Unicode provides characters or ‘code points’ for a vast number of different languages and systems of characters and symbols, some of which are normally displayed as being visually identical. For example, Nordic languages have a letter å, and that has an upper case form Å. In the international definition of the unit of measurement known as the Ångström, named in honour of the Swedish physicist Anders Ångström, its official symbol is the upper case Å.

However, Unicode recognises these two characters as different code points: the letter is LATIN CAPITAL LETTER A WITH RING ABOVE, or UTF-8 C3 85; the unit of measurement is UTF-8 41 CC 8A. These are recognised as being canonically equivalent, so any comparisons and other operations performed should see them as functionally the same character.

Just two years after Unicode 1.0, Adobe Systems released version 1.0 of the specification for its new PDF files, initially supported by its Carousel reader which soon became Acrobat. This adopted quite a different approach, which stressed the importance of rendering a document exactly as its designer had intended, rather than encoding its text content in any interchangeable way. Instead of using the new Unicode characters, it therefore used (and still uses) codetables and lookup in fonts which can easily obscure the underlying ‘meaning’ of characters.

If you want to understand how different this is from Unicode, consider the following PDF snippet which draws two words using font F1:
/F1 48 Tf
(Hello World)Tj

If F1 is a font such as Times-Regular, that is rendered as expected. But if F1 happens to be the non-Unicode font Symbol, it is rendered as Ηελλο Ωορλδ, which violates the principles behind Unicode ever so slightly.

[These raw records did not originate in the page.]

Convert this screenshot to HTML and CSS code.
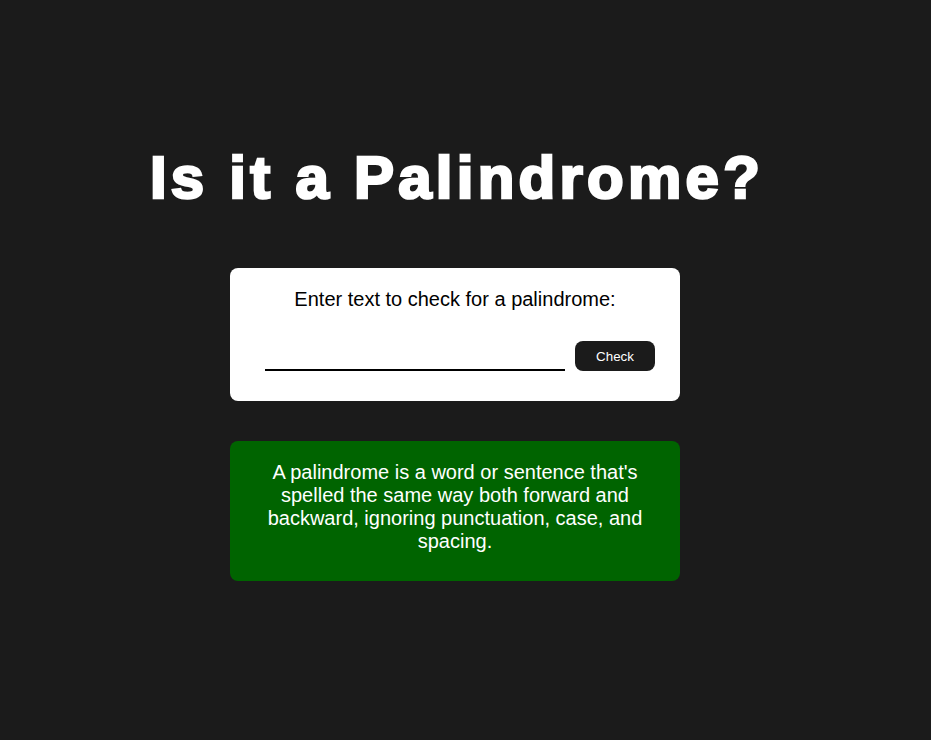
FILE: index.html
```html
<!DOCTYPE html>
<html lang="en">
<head>
<meta charset="UTF-8">
<title>Palindrome Checker</title>
<link rel="stylesheet" href="styles.css">
</head>
<body>
<main class="page">
  <h1 class="title">Is it a Palindrome?</h1>
  <section class="checker">
    <label class="checker-label" for="text-input">Enter text to check for a palindrome:</label>
    <div class="checker-row">
      <input class="checker-input" id="text-input" type="text">
      <button class="checker-btn" type="button">Check</button>
    </div>
  </section>
  <section class="info">
    <p class="info-text">A palindrome is a word or sentence that's spelled the same way both forward and backward, ignoring punctuation, case, and spacing.</p>
  </section>
</main>
</body>
</html>
```
FILE: styles.css
```css
* { box-sizing: border-box; }
html, body { margin: 0; padding: 0; }
body {
  background: #1b1b1b;
  font-family: "Liberation Sans", Arial, sans-serif;
  color: #fff;
}
.page {
  min-height: 100vh;
  display: flex;
  flex-direction: column;
  align-items: center;
  justify-content: center;
  padding: 0 21px 17px 0;
}
.title {
  margin: 0 0 56px;
  padding-left: 4px;
  font-size: 60px;
  font-weight: 700;
  line-height: 69px;
  letter-spacing: 4.25px;
  -webkit-text-stroke: 2.6px #fff;
  color: #fff;
}
.checker {
  width: 450px;
  background: #fff;
  border-radius: 8px;
  padding: 20px 30px 30px;
  display: flex;
  flex-direction: column;
  align-items: center;
}
.checker-label {
  color: #000;
  font-size: 20px;
  line-height: 23px;
}
.checker-row {
  display: flex;
  align-items: flex-end;
  gap: 10px;
  margin-top: 30px;
  margin-left: 10px;
}
.checker-input {
  width: 300px;
  height: 30px;
  border: none;
  border-bottom: 2px solid #000;
  outline: none;
  background: transparent;
  font-size: 18px;
  font-family: inherit;
  padding: 0;
}
.checker-btn {
  width: 80px;
  height: 30px;
  border: none;
  border-radius: 8px;
  background: #1b1b1b;
  color: #fff;
  font-family: "Liberation Sans", Arial, sans-serif;
  font-size: 13.33px;
  padding: 1px 0 0;
  cursor: pointer;
}
.info {
  width: 450px;
  margin-top: 40px;
  background: #006400;
  border-radius: 8px;
  padding: 20px 30px 28px;
}
.info-text {
  margin: 0;
  text-align: center;
  font-size: 20px;
  line-height: 23px;
  color: #fff;
}
```
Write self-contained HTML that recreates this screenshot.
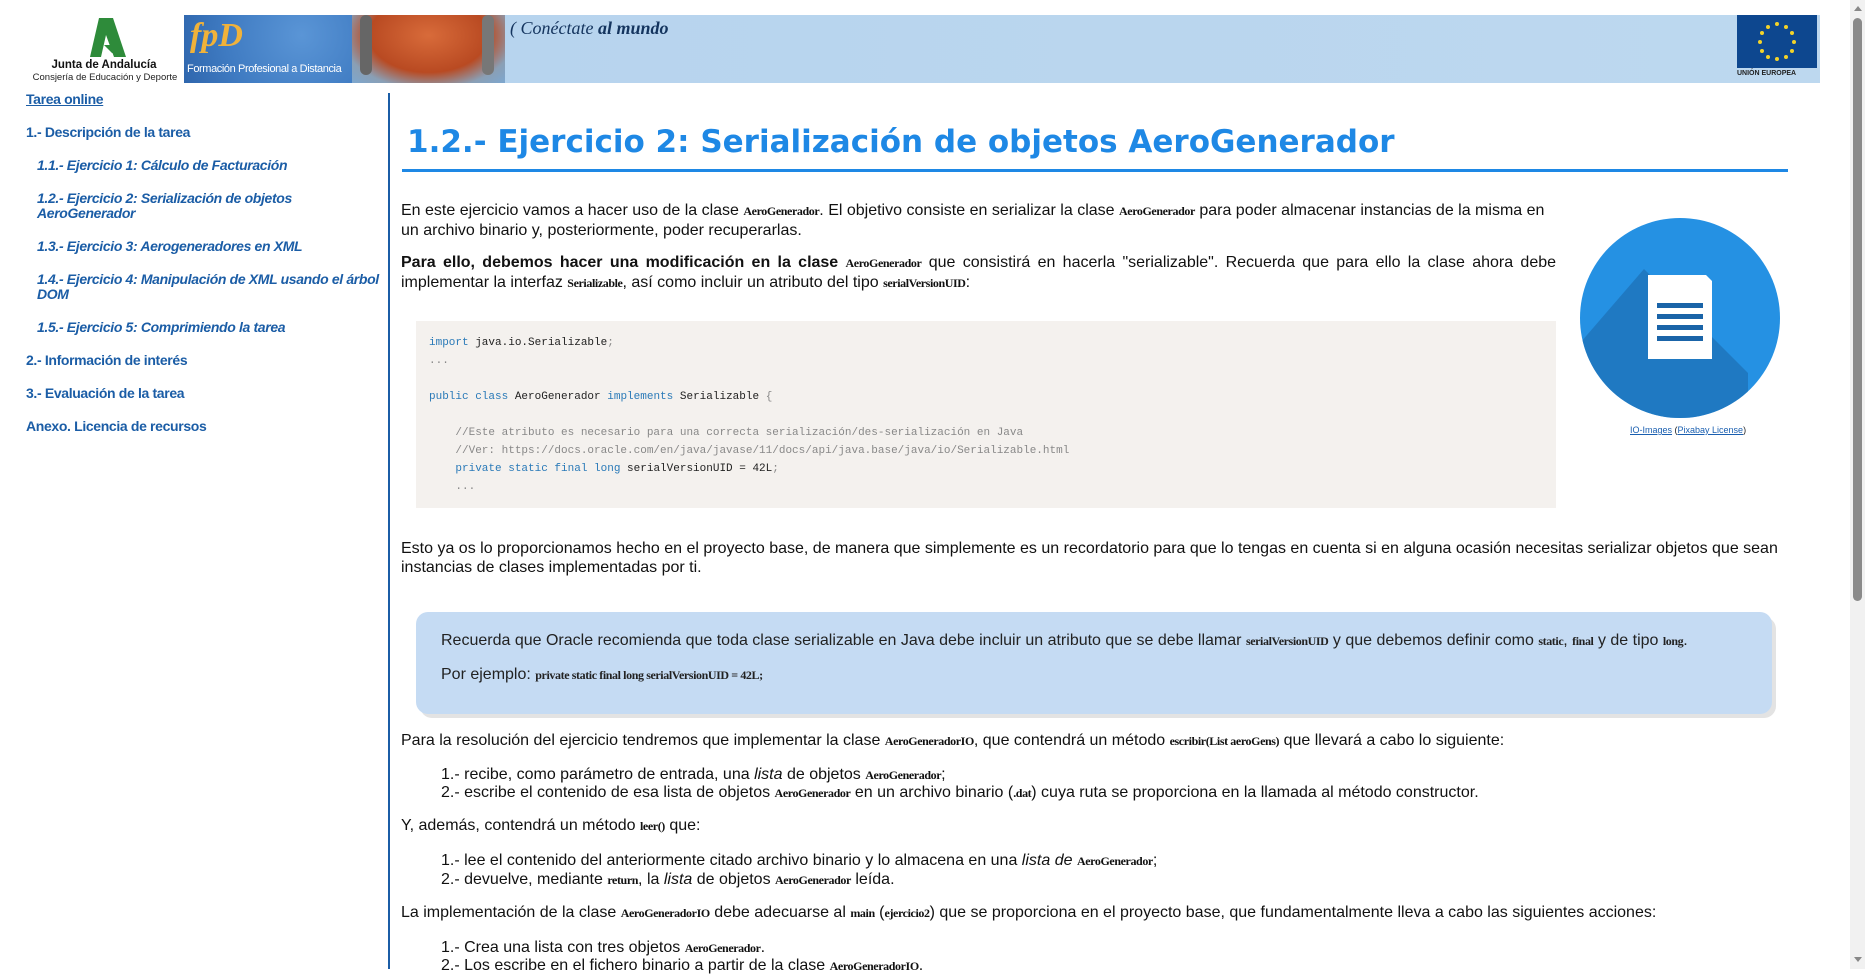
<!DOCTYPE html>
<html><head><meta charset="utf-8">
<style>
*{margin:0;padding:0;box-sizing:border-box}
body{width:1865px;height:969px;overflow:hidden;background:#fff;font-family:"Liberation Sans",Arial,sans-serif;color:#111;position:relative}
.abs{position:absolute}
.side a{position:absolute;color:#1b5da6;font-size:14px;font-weight:bold;text-decoration:none;line-height:15px;letter-spacing:-0.35px}
.side a.sub{font-style:italic;left:37px}
.side a.top{left:26px}
p,li{font-size:16px;line-height:19px}
.c{font-family:"Liberation Serif",serif;font-weight:bold;font-size:12px;letter-spacing:-0.4px}
pre{font-family:"Liberation Mono",monospace;font-size:11px;color:#222;line-height:18px}
.k{color:#2a7ab8}.g{color:#888}
</style></head><body>
<div class="abs" style="left:26px;top:15px;width:158px;height:68px">
 <svg width="158" height="68" style="position:absolute;left:0;top:0">
  <path d="M73 3 L87 3 L100 42 L88 42 L80 20 L75 42 L64 42 Z" fill="#2e8b3a"/>
  <path d="M78 30 L92 30 L95 40 L86 38 Z" fill="#2e8b3a"/>
  <text x="78" y="53" font-family="Liberation Sans" font-size="11.5" font-weight="bold" text-anchor="middle" fill="#111">Junta de Andalucía</text>
  <text x="79" y="65" font-family="Liberation Sans" font-size="9.5" text-anchor="middle" fill="#222">Consjería de Educación y Deporte</text>
 </svg>
</div>
<div class="abs" style="left:184px;top:15px;width:1636px;height:68px;background:linear-gradient(90deg,#8fb8de 0,#b7d4ee 20%,#bdd8ef 100%)"></div>
<div class="abs" style="left:184px;top:15px;width:168px;height:68px;background:radial-gradient(circle at 70% 30%,#5a95d6,#3f7bc2 60%,#2f66ad)">
 <div style="position:absolute;left:6px;top:2px;color:#f0b23a;font:italic bold 34px 'Liberation Serif',serif">fpD</div>
 <div style="position:absolute;left:3px;top:48px;color:#fff;font-size:11px;letter-spacing:-0.4px">Formación Profesional a Distancia</div>
</div>
<div class="abs" style="left:352px;top:15px;width:153px;height:68px;background:radial-gradient(ellipse at 50% 30%,#d86b3a,#b94a22 55%,#8a9fb5 80%,#7da7cf)"></div>
<div class="abs" style="left:360px;top:15px;width:12px;height:60px;background:#666;border-radius:6px"></div>
<div class="abs" style="left:482px;top:15px;width:12px;height:60px;background:#777;border-radius:6px"></div>
<div class="abs" style="left:510px;top:18px;color:#14345e;font:italic 18px 'Liberation Serif',serif">( Conéctate <b>al mundo</b></div>
<div class="abs" style="left:1737px;top:15px;width:80px;height:53px;background:#0d478f">
 <svg width="80" height="53"><g fill="#f2d32a">
 <circle cx="40" cy="9" r="2"/><circle cx="49" cy="12" r="2"/><circle cx="55" cy="18" r="2"/><circle cx="57" cy="27" r="2"/><circle cx="55" cy="36" r="2"/><circle cx="49" cy="42" r="2"/><circle cx="40" cy="44" r="2"/><circle cx="31" cy="42" r="2"/><circle cx="25" cy="36" r="2"/><circle cx="23" cy="27" r="2"/><circle cx="25" cy="18" r="2"/><circle cx="31" cy="12" r="2"/></g></svg>
</div>
<div class="abs" style="left:1737px;top:70px;font-size:7px;font-weight:bold;color:#222">UNIÓN EUROPEA</div>
<div class="abs" style="left:1850px;top:0;width:15px;height:969px;background:#f1f1f1"></div>
<div class="abs" style="left:1853px;top:18px;width:9px;height:583px;background:#8a8a8a;border-radius:5px"></div>
<div class="abs" style="left:1853px;top:6px;width:0;height:0;border-left:4px solid transparent;border-right:4px solid transparent;border-bottom:5px solid #888;margin-left:1px"></div>
<div class="abs" style="left:1853px;top:957px;width:0;height:0;border-left:4px solid transparent;border-right:4px solid transparent;border-top:5px solid #888;margin-left:1px"></div>
<div class="side">
 <a class="top" style="top:92px;text-decoration:underline">Tarea online</a>
 <a class="top" style="top:125px">1.- Descripción de la tarea</a>
 <a class="sub" style="top:158px">1.1.- Ejercicio 1: Cálculo de Facturación</a>
 <a class="sub" style="top:191px">1.2.- Ejercicio 2: Serialización de objetos<br>AeroGenerador</a>
 <a class="sub" style="top:239px">1.3.- Ejercicio 3: Aerogeneradores en XML</a>
 <a class="sub" style="top:272px">1.4.- Ejercicio 4: Manipulación de XML usando el árbol<br>DOM</a>
 <a class="sub" style="top:320px">1.5.- Ejercicio 5: Comprimiendo la tarea</a>
 <a class="top" style="top:353px">2.- Información de interés</a>
 <a class="top" style="top:386px">3.- Evaluación de la tarea</a>
 <a class="top" style="top:419px">Anexo. Licencia de recursos</a>
</div>
<div class="abs" style="left:388px;top:93px;width:2px;height:876px;background:#1b5da6"></div>
<div class="abs" style="left:407px;top:124px;font-family:'DejaVu Sans',sans-serif;font-size:31px;font-weight:bold;color:#1e88e5;white-space:nowrap">1.2.- Ejercicio 2: Serialización de objetos AeroGenerador</div>
<div class="abs" style="left:402px;top:169px;width:1386px;height:3px;background:#1e88e5"></div>

<svg class="abs" style="left:1578px;top:217px" width="205" height="205">
 <defs><clipPath id="cc"><circle cx="102" cy="101" r="100"/></clipPath></defs>
 <circle cx="102" cy="101" r="100" fill="#2591e3"/>
 <path d="M66 52 L170 156 L170 260 L-10 260 L-10 140 Z" fill="#1d6fb3" clip-path="url(#cc)" opacity="0.7"/>
 <path d="M70 58 L128 58 L134 64 L134 142 L70 142 Z" fill="#fff"/>
 <g fill="#1a64a8"><rect x="79" y="86" width="46" height="5"/><rect x="79" y="97" width="46" height="5"/><rect x="79" y="108" width="46" height="5"/><rect x="79" y="119" width="46" height="5"/></g>
</svg>
<div class="abs" style="left:1630px;top:425px;font-size:9px;color:#222"><u style="color:#1a5fb0">IO-Images</u> (<u style="color:#1a5fb0">Pixabay License</u>)</div>

<p class="abs" style="left:401px;top:201px;width:1155px">En este ejercicio vamos a hacer uso de la clase <span class="c">AeroGenerador</span>. El objetivo consiste en serializar la clase <span class="c">AeroGenerador</span> para poder almacenar instancias de la misma en un archivo binario y, posteriormente, poder recuperarlas.</p>
<p class="abs" style="left:401px;top:253px;width:1155px;text-align:justify"><b>Para ello, debemos hacer una modificación en la clase</b> <span class="c">AeroGenerador</span> que consistirá en hacerla "serializable". Recuerda que para ello la clase ahora debe implementar la interfaz <span class="c">Serializable</span>, así como incluir un atributo del tipo <span class="c">serialVersionUID</span>:</p>

<div class="abs" style="left:416px;top:321px;width:1140px;height:187px;background:#f4f1ee"></div>
<pre class="abs" style="left:429px;top:334px"><span class="k">import</span> java.io.Serializable<span class="g">;</span>
<span class="g">...</span>
 
<span class="k">public class</span> AeroGenerador <span class="k">implements</span> Serializable <span class="g">{</span>
 
<span class="g">    //Este atributo es necesario para una correcta serialización/des-serialización en Java</span>
<span class="g">    //Ver: https://docs.oracle.com/en/java/javase/11/docs/api/java.base/java/io/Serializable.html</span>
    <span class="k">private static final long</span> serialVersionUID = 42L<span class="g">;</span>
<span class="g">    ...</span></pre>

<p class="abs" style="left:401px;top:539px;width:1390px">Esto ya os lo proporcionamos hecho en el proyecto base, de manera que simplemente es un recordatorio para que lo tengas en cuenta si en alguna ocasión necesitas serializar objetos que sean instancias de clases implementadas por ti.</p>

<div class="abs" style="left:420px;top:617px;width:1356px;height:101px;background:#e3e3e3;border-radius:12px"></div>
<div class="abs" style="left:416px;top:612px;width:1356px;height:102px;background:#c5dbf3;border-radius:12px"></div>
<p class="abs" style="left:441px;top:631px;width:1320px;color:#222">Recuerda que Oracle recomienda que toda clase serializable en Java debe incluir un atributo que se debe llamar <span class="c">serialVersionUID</span> y que debemos definir como <span class="c">static</span>, <span class="c">final</span> y de tipo <span class="c">long</span>.</p>
<p class="abs" style="left:441px;top:665px;color:#222">Por ejemplo: <span class="c">private static final long serialVersionUID = 42L;</span></p>

<p class="abs" style="left:401px;top:731px;white-space:nowrap">Para la resolución del ejercicio tendremos que implementar la clase <span class="c">AeroGeneradorIO</span>, que contendrá un método <span class="c">escribir(List aeroGens)</span> que llevará a cabo lo siguiente:</p>
<p class="abs" style="left:441px;top:765px;white-space:nowrap">1.- recibe, como parámetro de entrada, una <i>lista</i> de objetos <span class="c">AeroGenerador</span>;</p>
<p class="abs" style="left:441px;top:783px;white-space:nowrap">2.- escribe el contenido de esa lista de objetos <span class="c">AeroGenerador</span> en un archivo binario (<span class="c">.dat</span>) cuya ruta se proporciona en la llamada al método constructor.</p>
<p class="abs" style="left:401px;top:816px;white-space:nowrap">Y, además, contendrá un método <span class="c">leer()</span> que:</p>
<p class="abs" style="left:441px;top:851px;white-space:nowrap">1.- lee el contenido del anteriormente citado archivo binario y lo almacena en una <i>lista de</i> <span class="c">AeroGenerador</span>;</p>
<p class="abs" style="left:441px;top:870px;white-space:nowrap">2.- devuelve, mediante <span class="c">return</span>, la <i>lista</i> de objetos <span class="c">AeroGenerador</span> leída.</p>
<p class="abs" style="left:401px;top:903px;white-space:nowrap">La implementación de la clase <span class="c">AeroGeneradorIO</span> debe adecuarse al <span class="c">main</span> (<span class="c">ejercicio2</span>) que se proporciona en el proyecto base, que fundamentalmente lleva a cabo las siguientes acciones:</p>
<p class="abs" style="left:441px;top:938px;white-space:nowrap">1.- Crea una lista con tres objetos <span class="c">AeroGenerador</span>.</p>
<p class="abs" style="left:441px;top:956px;white-space:nowrap">2.- Los escribe en el fichero binario a partir de la clase <span class="c">AeroGeneradorIO</span>.</p>
</body></html>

To handle the character Å, PDF uses the Mac Classic MacRomanEncoding, or Mac OS Roman, (I kid you not) and the character becomes 00C5 in that platform-specific variant of extended ASCII. That happens in this case to coincide with the Unicode code point for one of the two forms, U+00C5, and would generally map to UTF-8 C3 85.

However, using that Unicode character would be a problem if it was to be embedded in a Mac HFS+ folder or file name. For those, the file system normalises to Unicode Form D, where it becomes UTF-8 41 CC 8A. I don’t think that there are rules which apply when converting from ancient encodings such as Mac OS Roman to UTF-8, but Apple’s implementation in this case includes normalisation to Form D so that the resulting text is file-system safe.

Meanwhile, Internet URLs (and URIs) took some time to catch up with changing text encoding. Non-ASCII characters had arrived in ‘percent-encoding’ in which the UTF-8 hex for Unicode characters is given. By 2005, this changed into the Internationalised Resource Identifier (IRI) which essentially encodes in Unicode’s UTF-8. I’m not aware of any requirement for normalised forms, nor to address issues of canonical equivalence, so the two forms of Å could be treated as being different characters.

What happens when Nico copies text from within a PDF is that Adobe readers deliver it in its original Form C, but those based on the PDFKit Quartz 2D engine in macOS deliver it in Form D, in case you might want to use that text in a folder or file name (I must presume). As there’s no requirement for normalisation, and this appears to be an undocumented behaviour, macOS is unwarranted in making that normalisation.

Because IRIs and browsers don’t normalise, and treat the Unicode text that they’re given as inviolate, they cannot recognise that the two variants of the letter Å are canonically equivalent, and don’t perform any normalisation at all. This means that those characters are different in a URL, hence Nico’s original problem.

When working with accented Roman/Latin characters, the Form C versions are by far the most widely used, as they’re normally the ones which appear when you enter the character from the keyboard. So one workaround for Nico is to normalise such text before pasting it into URLs. That is easily done using my free tool Apfelstrudel if you want a graphical interface and lots of additional information such as how the different normalised forms behave when using text comparison operators. If you just want to normalise to Form C, then my free command tool unorml is readily packaged into most workflows. They’re both available from their Product Page.

uninorm01

Who’s got this wrong and should hang their heads in shame?

  • The Unicode Consortium, for using multiple code points for visually identical characters, which will always cause these problems.
  • Adobe, for not seeing the importance of standardising on Unicode UTF-8 encoding in PDF at an early stage, and plugging on with long-defunct encodings, which will always cause these problems.
  • Apple, for silently normalising UTF-8 text to Form D in the PDFKit Quartz 2D engine when the only potentially useful purpose in doing so was compatibility with a file system which is now discontinuing, and contrary to general practice.

I should also note that those most involved in the above, and least concerned about these continuing problems, are monolingual English-speakers. Nico works in Switzerland, where such issues are a constant plague, but being monoligual and accent-free isn’t really an option.

Finally, if you think this is bad in languages which use Roman/Latin characters, you should try it in Korean (so I’m told).

(Many thanks to Nico for bringing me this fascinating problem.)